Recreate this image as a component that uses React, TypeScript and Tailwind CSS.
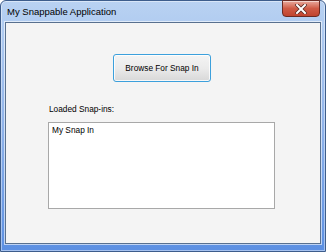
import React from 'react';

const font = { fontFamily: '"Liberation Sans", Arial, sans-serif' };

const CloseButton: React.FC = () => (
    <div className="relative mt-[-1px] w-[38px] h-[17px] rounded-b-[4px] border border-[#6b2a22] bg-gradient-to-b from-[#e8a99d] via-[#cf5a45] to-[#c0442f] flex items-center justify-center shadow-[inset_0_1px_0_rgba(255,255,255,0.5)]">
        <svg width="12" height="10" viewBox="0 0 12 10">
            <path d="M2 1 L10 9 M10 1 L2 9" stroke="#5a2a24" strokeWidth="3.6" strokeLinecap="square" />
            <path d="M2 1 L10 9 M10 1 L2 9" stroke="#ffffff" strokeWidth="2" strokeLinecap="square" />
        </svg>
    </div>
);

export default function App() {
    return (
        <div className="w-[326px] h-[252px] bg-white" style={font}>
            <div className="w-full h-full flex flex-col rounded-t-[6px] border border-[#3d5d8c] bg-gradient-to-b from-[#b9d2f2] via-[#8fb3ea] to-[#5b8fe2] shadow-[inset_0_0_0_1px_rgba(255,255,255,0.45)]">
                {/* Title bar */}
                <div className="h-[20px] flex items-start justify-between pl-[6px] pr-[5px]">
                    <span className="text-[9.5px] leading-none text-black mt-[6px]">My Snappable Application</span>
                    <CloseButton />
                </div>

                {/* Client area */}
                <div className="mx-[4px] mb-[7px] mt-[1px] flex-1 border border-[#58708f] shadow-[0_0_0_1px_rgba(255,255,255,0.6)] bg-[#f4f4f4] flex flex-col">
                    <div className="flex justify-center pt-[31px]">
                        <button className="ml-[-2px] w-[98px] h-[28px] rounded-[3px] border border-[#3ca0dc] bg-gradient-to-b from-[#f4f4f4] via-[#ebebeb] to-[#d8d8d8] shadow-[inset_0_0_0_1px_rgba(255,255,255,0.8)] text-[8.3px] text-black">
                            Browse For Snap In
                        </button>
                    </div>
                    <div className="pl-[43px] pt-[23px] text-[8.3px] leading-none text-black">Loaded Snap-ins:</div>
                    <div className="ml-[42px] mt-[9px] w-[227px] h-[87px] border border-[#a8a8a8] bg-white px-[3px] pt-[2px]">
                        <div className="text-[8.3px] leading-[11px] text-black">My Snap In</div>
                    </div>
                </div>
            </div>
        </div>
    );
}
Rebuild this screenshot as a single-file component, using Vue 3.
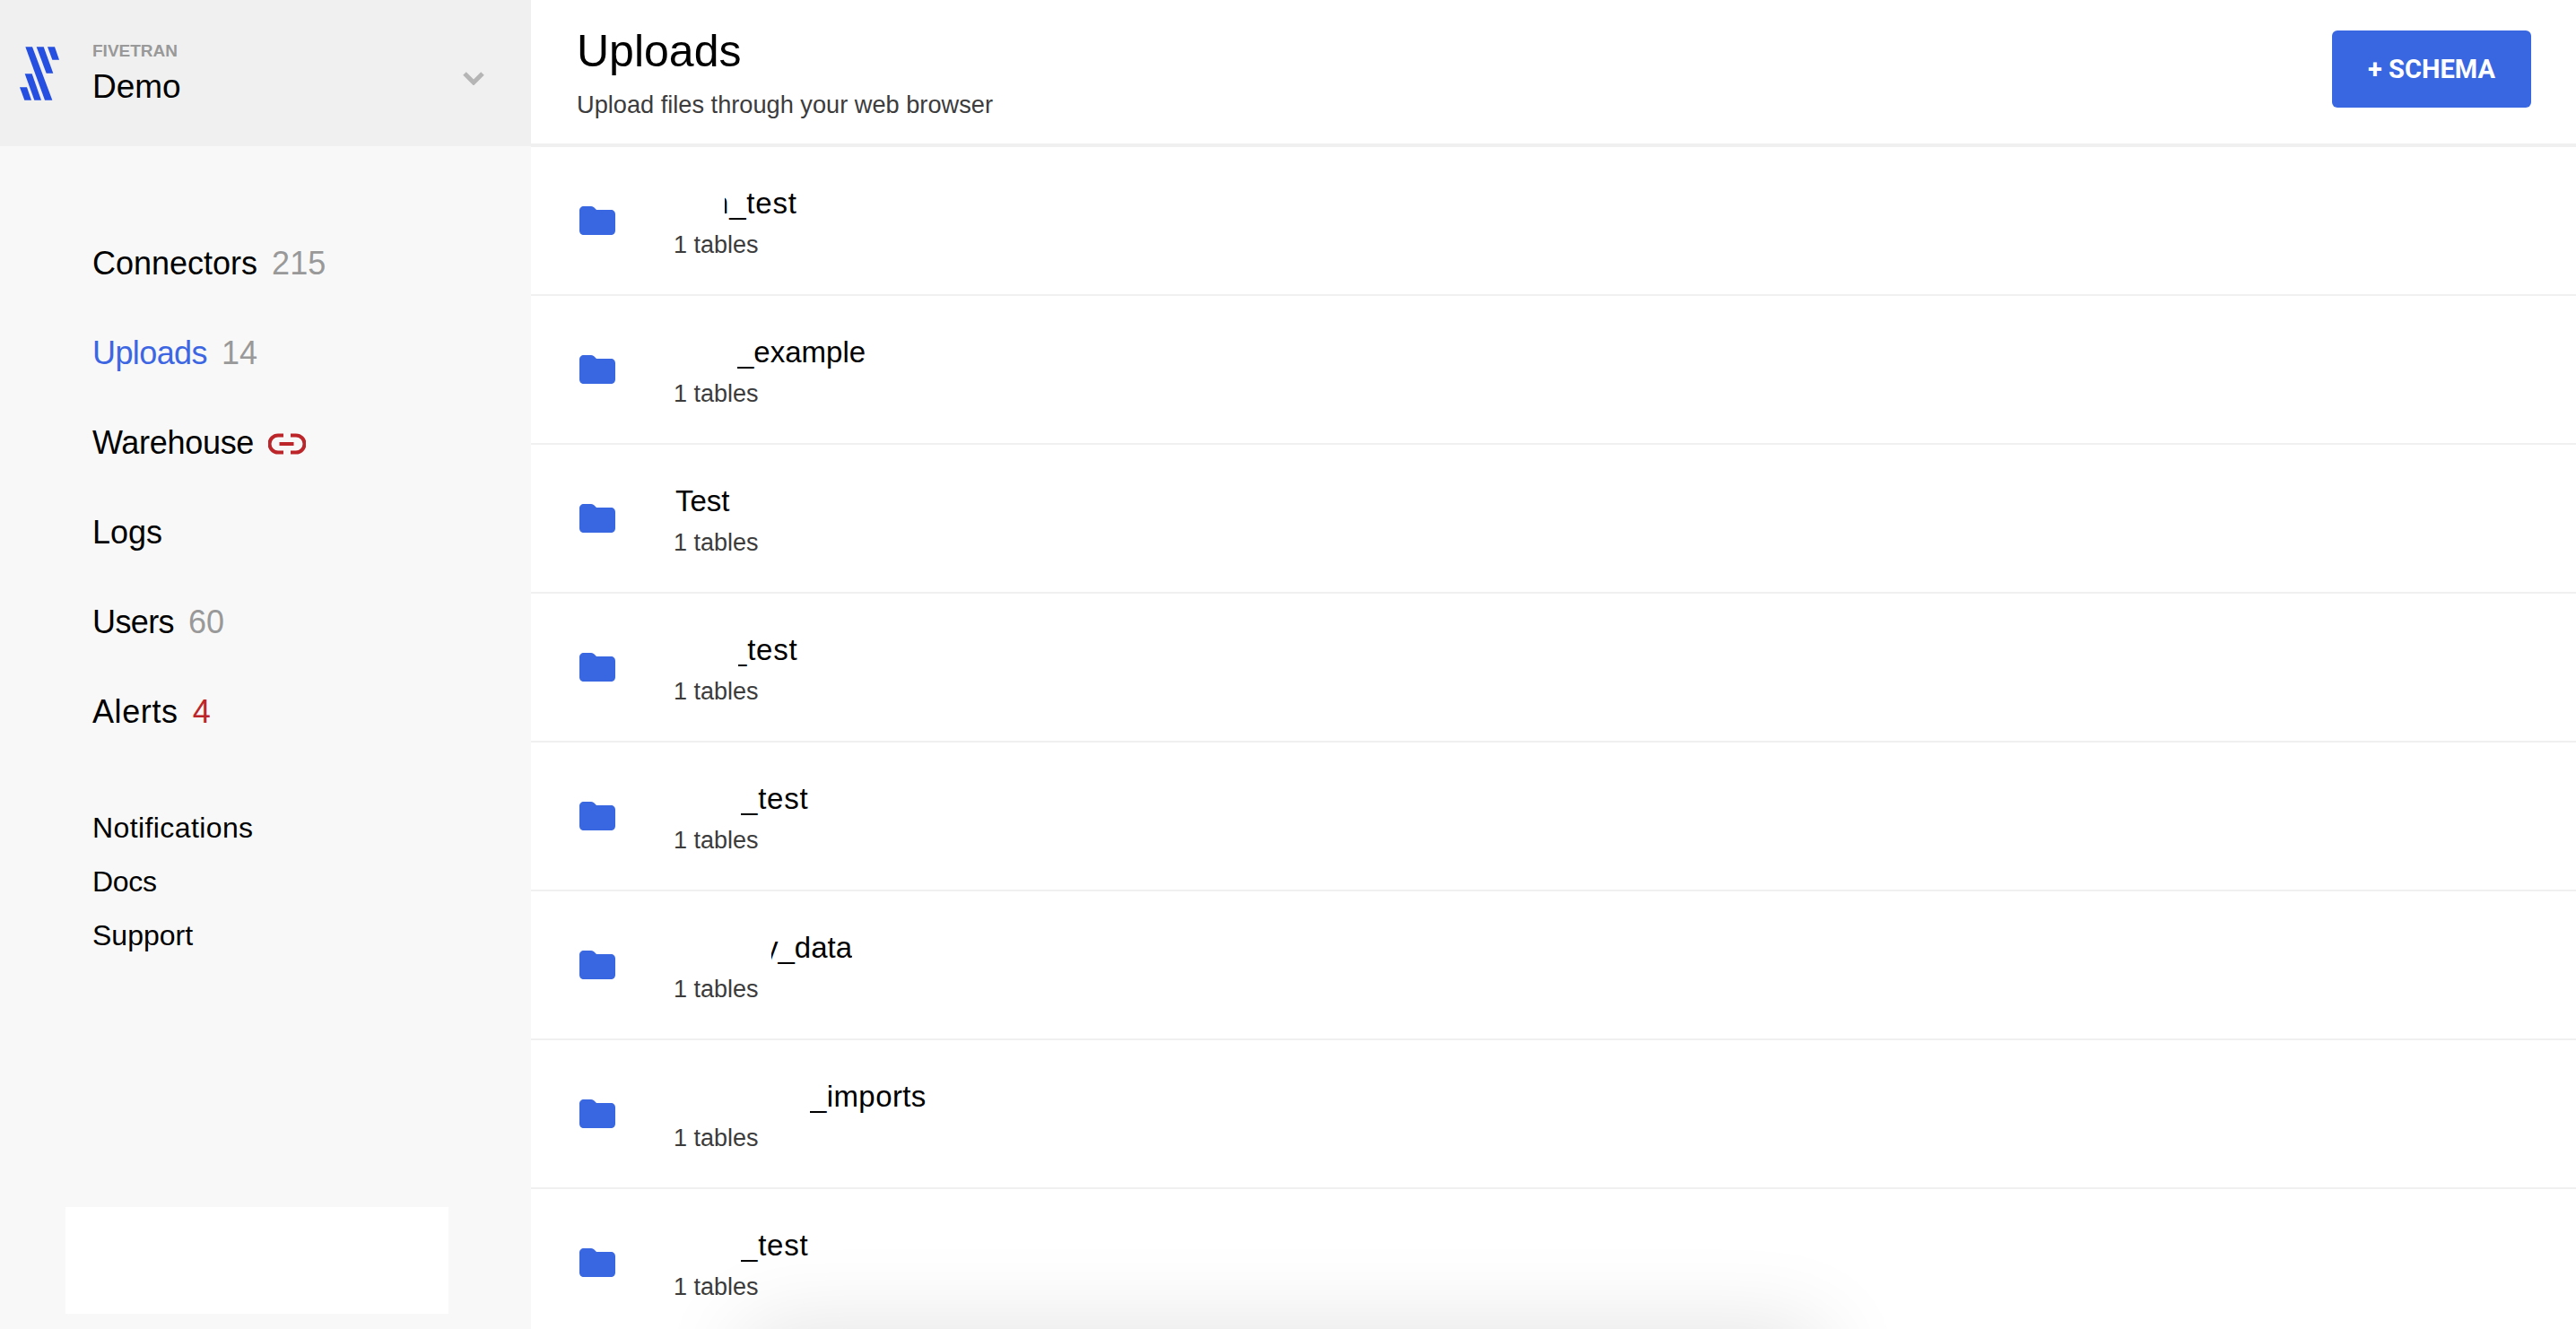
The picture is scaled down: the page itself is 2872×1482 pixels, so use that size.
<template>
  <div class="page">
    <aside class="sidebar">
      <div class="account">
        <svg class="logo" viewBox="66 66 132 179">
          <path d="M85 66H108L175 245H150Z" />
          <path d="M122 66H146L178 155H155Z" />
          <path d="M159 66H183L198 110H175Z" />
          <path d="M83 156H107L138 245H115Z" />
          <path d="M66 201H90L105 245H82Z" />
        </svg>
        <div class="account-text">
          <div class="brand">FIVETRAN</div>
          <div class="account-name">Demo</div>
        </div>
        <svg class="chevron" viewBox="0 0 24 15">
          <path d="M2 2L12 12L22 2" />
        </svg>
      </div>

      <nav class="nav">
        <a v-for="item in navItems" :key="item.label" class="nav-item" :class="{ active: item.active }">
          <span :style="{ letterSpacing: (item.spacing || 0) + 'px' }">{{ item.label }}</span>
          <span v-if="item.count" class="count" :class="{ alert: item.alert }">{{ item.count }}</span>
          <svg v-if="item.broken" class="broken" viewBox="0 0 42 24">
            <path d="M17 2.500H11A9.500 9.500 0 0 0 11 21.500H17" />
            <path d="M25 2.500H31A9.500 9.500 0 0 1 31 21.500H25" />
            <path d="M12.500 12H28.500" />
          </svg>
        </a>
      </nav>

      <div class="links">
        <a v-for="link in links" :key="link.label" :style="{ letterSpacing: link.spacing + 'px' }">{{ link.label }}</a>
      </div>

      <div class="blank"></div>
    </aside>

    <main class="main">
      <header class="header">
        <div>
          <h1>Uploads</h1>
          <p>Upload files through your web browser</p>
        </div>
        <button class="add">+ SCHEMA</button>
      </header>

      <div class="row" v-for="row in rows" :key="row.name + row.left">
        <svg class="folder" viewBox="0 0 40 32">
          <path d="M5 0H13C15 0 16 1 17 2L19 4H35C38 4 40 6 40 9V27C40 30 38 32 35 32H5C2 32 0 30 0 27V5C0 2 2 0 5 0Z" />
        </svg>
        <div class="row-text">
          <div
            class="name"
            :style="{
              marginLeft: row.left + 'px',
              letterSpacing: row.spacing + 'px',
              clipPath: `inset(0 0 0 ${row.clip}px)`,
            }"
          >{{ row.name }}</div>
          <div class="tables">1 tables</div>
        </div>
      </div>
    </main>

    <div class="shadow"></div>
  </div>
</template>

<script setup>
const navItems = [
  { label: 'Connectors', count: '215' },
  { label: 'Uploads', count: '14', active: true, spacing: -0.6 },
  { label: 'Warehouse', broken: true, spacing: -0.3 },
  { label: 'Logs' },
  { label: 'Users', count: '60', spacing: -0.6 },
  { label: 'Alerts', count: '4', alert: true, spacing: 0.6 },
]

const links = [
  { label: 'Notifications', spacing: 0.4 },
  { label: 'Docs', spacing: -0.3 },
  { label: 'Support', spacing: 0 },
]

// left part of most names is blanked out in the screenshot
const rows = [
  { name: 'n_test', left: 43, clip: 14, spacing: 0.8 },
  { name: '_example', left: 71, clip: 0, spacing: 0 },
  { name: 'Test', left: 2, clip: 0, spacing: 0 },
  { name: '_test', left: 63, clip: 9, spacing: 0.8 },
  { name: '_test', left: 75, clip: 0, spacing: 0.8 },
  { name: 'y_data', left: 100, clip: 9, spacing: 0 },
  { name: '_imports', left: 152, clip: 0, spacing: 0.4 },
  { name: '_test', left: 75, clip: 0, spacing: 0.8 },
]
</script>

<style>
html, body {
  margin: 0;
  height: 100%;
  overflow: hidden;
  background: #fff;
}
</style>

<style scoped>
.page {
  display: flex;
  height: 1482px;
  overflow: hidden;
  font-family: "Liberation Sans", Arial, sans-serif;
  color: #000;
}

.sidebar {
  width: 592px;
  flex: none;
  background: #f8f8f8;
  display: flex;
  flex-direction: column;
}

.account {
  height: 163px;
  box-sizing: border-box;
  background: #f0f0f0;
  display: flex;
  align-items: center;
  padding-left: 22px;
}

.logo {
  width: 44px;
  height: 60px;
  fill: #254fe0;
  flex: none;
}

.account-text {
  margin: 4px 0 0 37px;
}

.brand {
  font-size: 19px;
  font-weight: 700;
  line-height: 24px;
  color: #999;
}

.account-name {
  font-size: 37px;
  line-height: 50px;
  margin-top: 3px;
}

.chevron {
  width: 24px;
  height: 15px;
  margin-left: auto;
  margin-right: 52px;
  margin-top: 11px;
  fill: none;
  stroke: #b5b5b5;
  stroke-width: 5;
}

.nav {
  padding: 81px 0 0 103px;
  display: flex;
  flex-direction: column;
}

.nav-item {
  height: 100px;
  display: flex;
  align-items: center;
  gap: 16px;
  font-size: 36px;
}

.nav-item.active {
  color: #3d66e3;
}

.count {
  color: #999;
}

.count.alert {
  color: #bc2529;
}

.broken {
  width: 42px;
  height: 24px;
  fill: none;
  stroke: #bc2529;
  stroke-width: 4;
  margin-top: 2px;
}

.links {
  padding: 49px 0 0 103px;
  display: flex;
  flex-direction: column;
}

.links a {
  height: 60px;
  display: flex;
  align-items: center;
  font-size: 32px;
}

.blank {
  margin: auto 92px 17px 73px;
  height: 119px;
  background: #fff;
}

.main {
  flex: 1;
  min-width: 0;
}

.header {
  height: 164px;
  box-sizing: border-box;
  border-bottom: 4px solid #f0f0f0;
  padding: 0 50px 0 51px;
  display: flex;
  justify-content: space-between;
  align-items: flex-start;
}

h1 {
  margin: 24px 0 0;
  font-size: 50px;
  line-height: 66px;
  font-weight: 400;
}

.header p {
  margin: 9px 0 0;
  font-size: 27.2px;
  line-height: 36px;
  color: #3c3c3c;
}

.add {
  margin-top: 34px;
  width: 222px;
  height: 86px;
  border: 0;
  padding: 0;
  border-radius: 6px;
  background: #3967e2;
  color: #fff;
  font-family: Roboto, "Liberation Sans", sans-serif;
  font-size: 29px;
  font-weight: 700;
}

.row {
  height: 166px;
  box-sizing: border-box;
  border-bottom: 2px solid #f0f0f0;
  padding-left: 54px;
  display: flex;
  align-items: center;
}

.folder {
  width: 40px;
  height: 32px;
  fill: #3967e2;
  flex: none;
}

.row-text {
  margin: 8px 0 0 65px;
}

.name {
  font-size: 33px;
  line-height: 46px;
}

.tables {
  font-size: 27px;
  line-height: 46px;
  color: #3c3c3c;
}

.shadow {
  position: fixed;
  left: 830px;
  top: 1482px;
  width: 1200px;
  height: 100px;
  box-shadow: 0 0 100px rgba(0, 0, 0, 0.12);
}
</style>
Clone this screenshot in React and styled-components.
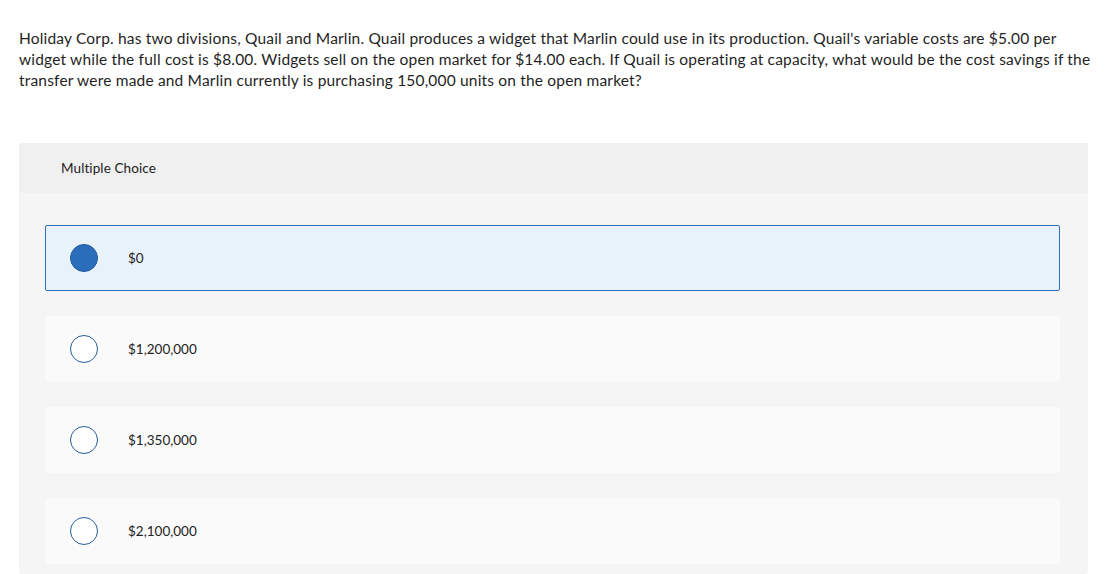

━━━━━━━━━━━━━━━━━━━━

### The request
Find every line in the records above that holds the word "screenshot", and copy each one.

### Response for this exercise
Rebuild this screenshot as a single-file component, using Vue 3.
// left part of most names is blanked out in the screenshot
Clone this screenshot in React and styled-components.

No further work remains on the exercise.